**GIVEN PROBLEM**
Count how many lines of the material contain the string "React", then give that number and nothing more.

━━━━━ MATERIAL SHOWN

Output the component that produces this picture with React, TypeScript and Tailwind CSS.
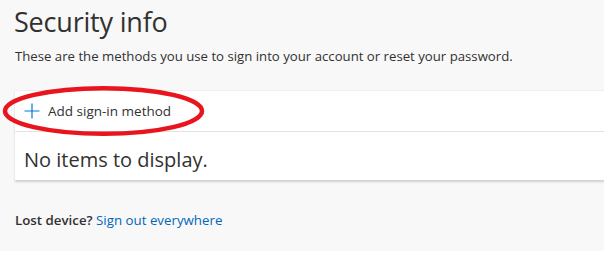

━━━━━━━━━━
━━━━━ MATERIAL SHOWN

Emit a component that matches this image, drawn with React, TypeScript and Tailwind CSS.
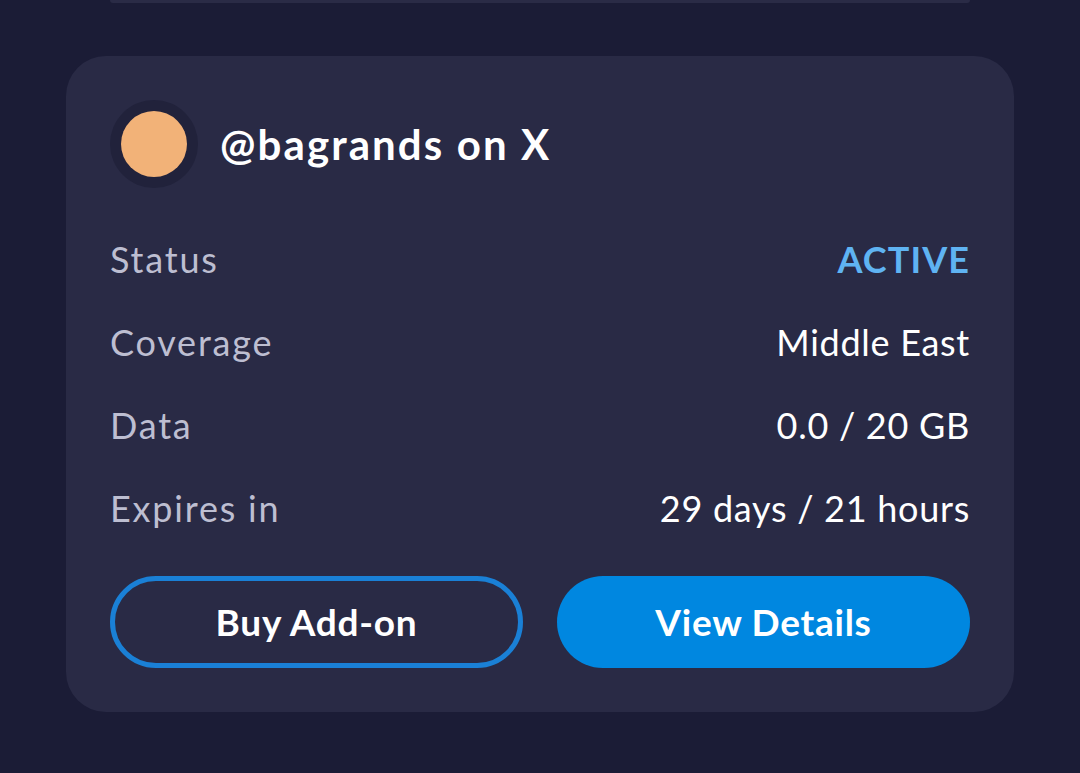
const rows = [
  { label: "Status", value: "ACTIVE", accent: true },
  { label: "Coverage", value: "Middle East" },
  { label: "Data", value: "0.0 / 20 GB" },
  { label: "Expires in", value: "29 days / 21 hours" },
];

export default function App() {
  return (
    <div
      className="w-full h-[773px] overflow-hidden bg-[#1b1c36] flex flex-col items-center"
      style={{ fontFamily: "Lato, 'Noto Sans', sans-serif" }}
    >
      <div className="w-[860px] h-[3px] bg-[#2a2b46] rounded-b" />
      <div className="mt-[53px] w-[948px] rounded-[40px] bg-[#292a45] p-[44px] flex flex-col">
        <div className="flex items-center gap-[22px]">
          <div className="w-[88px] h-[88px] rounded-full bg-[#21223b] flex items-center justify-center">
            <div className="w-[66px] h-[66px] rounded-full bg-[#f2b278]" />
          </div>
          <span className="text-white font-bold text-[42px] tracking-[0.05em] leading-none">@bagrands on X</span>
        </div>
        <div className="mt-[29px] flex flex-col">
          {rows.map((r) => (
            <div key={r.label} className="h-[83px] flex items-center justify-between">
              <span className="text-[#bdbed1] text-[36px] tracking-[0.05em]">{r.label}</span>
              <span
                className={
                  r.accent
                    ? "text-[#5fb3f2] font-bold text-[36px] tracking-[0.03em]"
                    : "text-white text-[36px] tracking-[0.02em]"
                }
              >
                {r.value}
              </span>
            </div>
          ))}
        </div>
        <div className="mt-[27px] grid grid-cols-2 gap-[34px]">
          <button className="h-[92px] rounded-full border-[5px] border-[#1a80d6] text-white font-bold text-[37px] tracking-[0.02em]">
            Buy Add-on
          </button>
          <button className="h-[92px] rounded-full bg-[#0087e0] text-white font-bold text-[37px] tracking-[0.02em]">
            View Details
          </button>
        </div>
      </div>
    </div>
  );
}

━━━━━━━━━━

**RESULT OF THIS EXERCISE**
2